You're surprised that GitHub allows people to host arbitrary repos?! Do you really prefer that GitHub would go "I'm sorry Dave, I'm afraid I can't let you do that"?
GitHub should allow arbitrary files in nhe repo, but all repo should require a licence tag
Why? There is no legal requirement for a LICENSE

https://docs.github.com/en/repositories/managing-your-reposi...

"You're under no obligation to choose a license. However, without a license, the default copyright laws apply, meaning that you retain all rights to your source code and no one may reproduce, distribute, or create derivative works from your work."
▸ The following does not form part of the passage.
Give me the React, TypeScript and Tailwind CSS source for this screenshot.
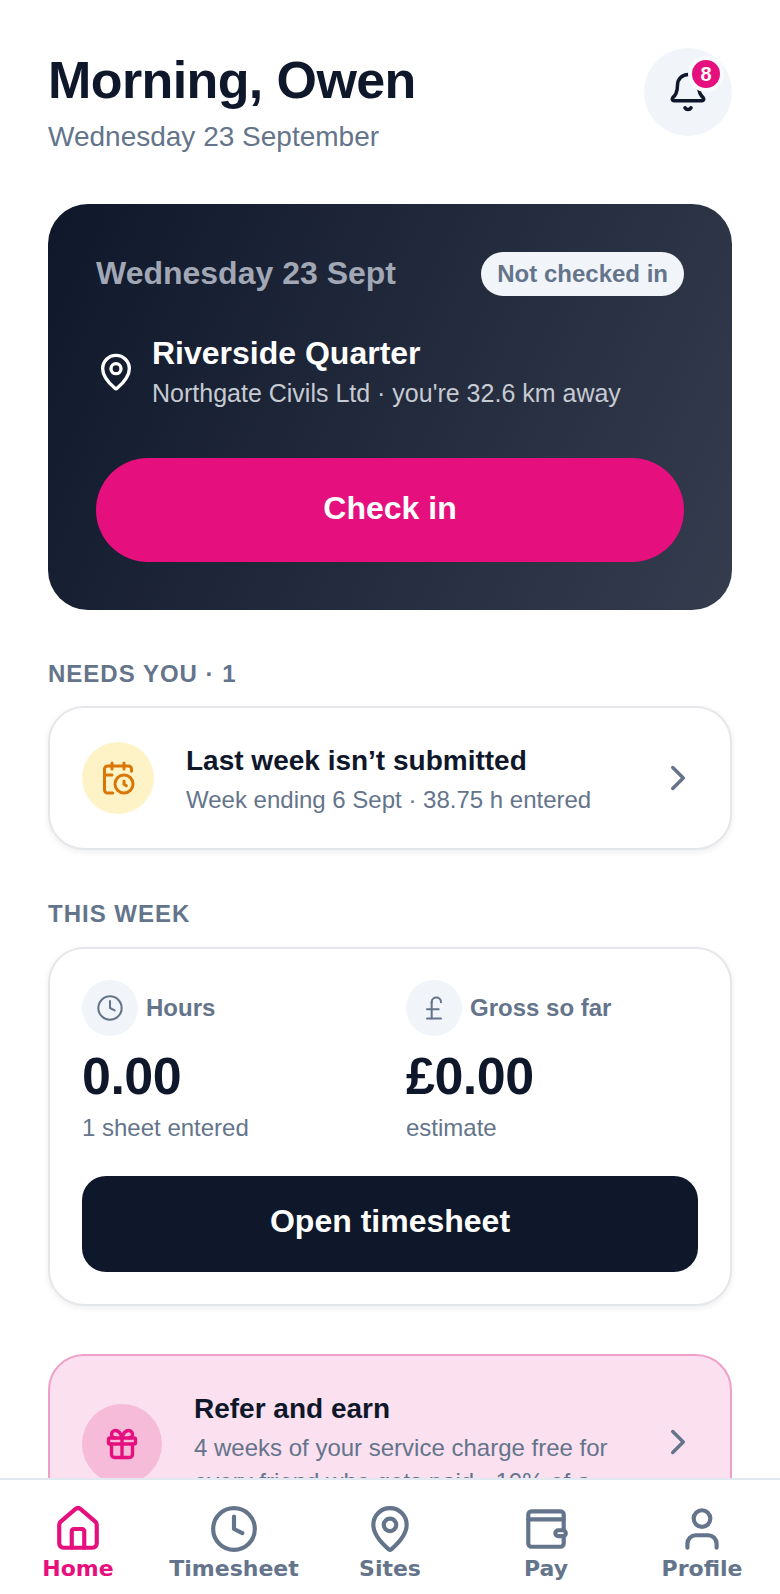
import React from "react";
import { Bell, MapPin, CalendarClock, ChevronRight, Clock, PoundSterling, Gift, House, User } from "lucide-react";

function WalletIcon({ className }: { className?: string }) {
  return (
    <svg viewBox="0 0 24 24" fill="none" stroke="currentColor" strokeWidth={2} strokeLinecap="round" strokeLinejoin="round" className={className}>
      <rect x="3.5" y="3.5" width="17" height="17" rx="1.5" />
      <path d="M3.5 7.4h17" />
      <rect x="16.5" y="12.6" width="5" height="2.8" rx="1.4" fill="#ffffff" />
    </svg>
  );
}

function NavItem({ icon, label, active }: { icon: React.ReactNode; label: string; active?: boolean }) {
  return (
    <div className={`flex flex-col items-center ${active ? "text-[#e60f7e]" : "text-[#64748b]"}`}>
      {icon}
      <span className="mt-[1px] font-['DejaVu_Sans',sans-serif] text-[22px] font-bold leading-[28px]">{label}</span>
    </div>
  );
}

export default function App() {
  return (
    <div className="flex h-[1594px] w-[780px] flex-col overflow-hidden bg-white font-['Liberation_Sans',Arial,sans-serif]">
      <main className="min-h-0 flex-1 overflow-hidden px-12 pt-12">
        <header className="flex items-start justify-between">
          <div>
            <h1 className="text-[52px] font-bold leading-[64px] tracking-[-0.6px] text-[#0f172a]">Morning, Owen</h1>
            <p className="mt-[9px] text-[28px] leading-[32px] text-[#64748b]">Wednesday 23 September</p>
          </div>
          <div className="relative flex h-[88px] w-[88px] items-center justify-center rounded-full bg-[#f1f5f9]">
            <Bell className="h-[42px] w-[42px] text-[#0f172a]" strokeWidth={2} />
            <span className="absolute left-[44px] top-[8px] flex h-[36px] w-[36px] items-center justify-center rounded-full border-4 border-[#f8fafc] bg-[#e60f7e] text-[20px] font-bold text-white">8</span>
          </div>
        </header>

        <section className="mt-[51px] rounded-[40px] bg-[linear-gradient(115deg,#0f172a,#343c4e)] px-12 pb-[48px] pt-12">
          <div className="flex items-center justify-between">
            <span className="mb-[2px] text-[32px] font-bold leading-[42px] text-[#a1a7b4]">Wednesday 23 Sept</span>
            <span className="flex h-[44px] items-center rounded-full bg-[#f1f5f9] px-[16px] text-[24px] font-bold text-[#64748b]">Not checked in</span>
          </div>
          <div className="mt-[37px] flex items-center gap-[16px]">
            <MapPin className="h-[40px] w-[40px] shrink-0 text-white" strokeWidth={2} />
            <div>
              <div className="text-[32px] font-bold leading-[40px] text-white">Riverside Quarter</div>
              <div className="mt-[2px] text-[25px] leading-[36px] text-[#c6cad2]">Northgate Civils Ltd · you're 32.6 km away</div>
            </div>
          </div>
          <div className="mt-[47px] flex h-[104px] items-center justify-center rounded-full bg-[#e60f7e] pb-[5px] text-[32px] font-bold text-white">Check in</div>
        </section>

        <h2 className="mt-[48px] text-[24px] font-bold leading-[32px] tracking-[1px] text-[#64748b]">NEEDS YOU · 1</h2>
        <section className="mt-[16px] flex h-[144px] items-center rounded-[36px] border-2 border-[#e5e7eb] bg-white px-[32px] shadow-[0_2px_6px_rgba(15,23,42,0.08)]">
          <div className="flex h-[72px] w-[72px] shrink-0 items-center justify-center rounded-full bg-[#fef3c7]">
            <CalendarClock className="h-[36px] w-[36px] text-[#d97706]" strokeWidth={2} />
          </div>
          <div className="ml-[32px] flex-1 pt-[3px]">
            <div className="text-[28px] font-bold leading-[36px] text-[#0f172a]">Last week isn’t submitted</div>
            <div className="mt-[4px] text-[24px] leading-[34px] text-[#64748b]">Week ending 6 Sept · 38.75 h entered</div>
          </div>
          <ChevronRight className="-mr-[1px] h-[42px] w-[42px] text-[#64748b]" strokeWidth={2} />
        </section>

        <h2 className="mt-[48px] text-[24px] font-bold leading-[32px] tracking-[1px] text-[#64748b]">THIS WEEK</h2>
        <section className="mt-[17px] rounded-[36px] border-2 border-[#e5e7eb] bg-white px-[32px] pb-[32px] pt-[31px] shadow-[0_2px_6px_rgba(15,23,42,0.08)]">
          <div className="grid grid-cols-2 gap-[32px]">
            <div>
              <div className="flex items-center gap-[8px]">
                <div className="flex h-[56px] w-[56px] items-center justify-center rounded-full bg-[#f1f5f9]">
                  <Clock className="h-[28px] w-[28px] text-[#64748b]" strokeWidth={1.75} />
                </div>
                <span className="text-[24px] font-bold text-[#64748b]">Hours</span>
              </div>
              <div className="mt-[8px] text-[52px] font-bold leading-[64px] tracking-[-0.5px] text-[#0f172a]">0.00</div>
              <div className="mt-[2px] text-[24px] leading-[36px] text-[#64748b]">1 sheet entered</div>
            </div>
            <div>
              <div className="flex items-center gap-[8px]">
                <div className="flex h-[56px] w-[56px] items-center justify-center rounded-full bg-[#f1f5f9]">
                  <PoundSterling className="h-[28px] w-[28px] text-[#64748b]" strokeWidth={1.75} />
                </div>
                <span className="text-[24px] font-bold text-[#64748b]">Gross so far</span>
              </div>
              <div className="mt-[8px] text-[52px] font-bold leading-[64px] tracking-[-0.5px] text-[#0f172a]">£0.00</div>
              <div className="mt-[2px] text-[24px] leading-[36px] text-[#64748b]">estimate</div>
            </div>
          </div>
          <div className="mt-[30px] flex h-[96px] items-center justify-center rounded-[24px] bg-[#0f172a] pb-[7px] text-[32px] font-bold text-white">Open timesheet</div>
        </section>

        <section className="mt-[48px] flex items-center rounded-[36px] border-2 border-[#f0a0c8] bg-[#fbe0ef] p-[32px]">
          <div className="flex h-[80px] w-[80px] shrink-0 items-center justify-center rounded-full bg-[#f6bbd9]">
            <Gift className="h-[36px] w-[36px] text-[#e60f7e]" strokeWidth={2.25} />
          </div>
          <div className="ml-[32px] flex-1 pt-[3px]">
            <div className="text-[28px] font-bold leading-[36px] text-[#0f172a]">Refer and earn</div>
            <div className="mt-[4px] text-[24px] leading-[34px] text-[#64748b]">4 weeks of your service charge free for every friend who gets paid · 10% of a</div>
          </div>
          <ChevronRight className="-mr-[1px] mb-[4px] h-[42px] w-[42px] shrink-0 text-[#64748b]" strokeWidth={2} />
        </section>
      </main>

      <nav className="grid h-[116px] shrink-0 grid-cols-5 border-t-2 border-[#e2e8f0] bg-white pt-[24px]">
        <NavItem active label="Home" icon={<House className="h-[50px] w-[50px]" strokeWidth={2} />} />
        <NavItem label="Timesheet" icon={<Clock className="h-[50px] w-[50px]" strokeWidth={2} />} />
        <NavItem label="Sites" icon={<MapPin className="h-[50px] w-[50px]" strokeWidth={2} />} />
        <NavItem label="Pay" icon={<WalletIcon className="h-[50px] w-[50px]" />} />
        <NavItem label="Profile" icon={<User className="h-[50px] w-[50px]" strokeWidth={2} />} />
      </nav>
    </div>
  );
}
I have read the quoted GitHub docs page before and also found it somewhat odd. Not because it shouldn't be allowed to post public code without a LICENSE (or with a restrictive one), but because GitHub has a "Fork" button on every repository. It's strange to me that GitHub has a one-click button that can violate the default terms of code uploaded to the site.
GitHub's terms of use state that by uploading code to the site, you grant people permission to click "Fork".
Because that use case feels pretty far from the typical one for a public GitHub repo. Even when it was intended, having reliable metadata indicating that fact would be nice.
Absolutely agreed, but there's a vast difference between "would be nice" and "should require". I for one strongly prefer to avoid putting up any additional barriers to sharing, even at the cost of the default value being all rights reserved (which is a sensible default).
I'm not saying there is. I'm saying there should be. Posting code publicly on github without a licence is entirely pointless
This is similar to saying that posting code anywhere online is useless. Not everyone is trying to start a collaborative project. Sometimes people just use github to showcase code, because it's a convenient platform.
But it's already questionably legal to just look at it. If you don't even use that, then that's what private repos are for
Why didn’t you include a copyright license on all your HN comments?
Because I agreed to a TOS that lets HN use my comments and reproduce them.

On Github I don't just want to give that permission to github, but to everyone who clones my repo.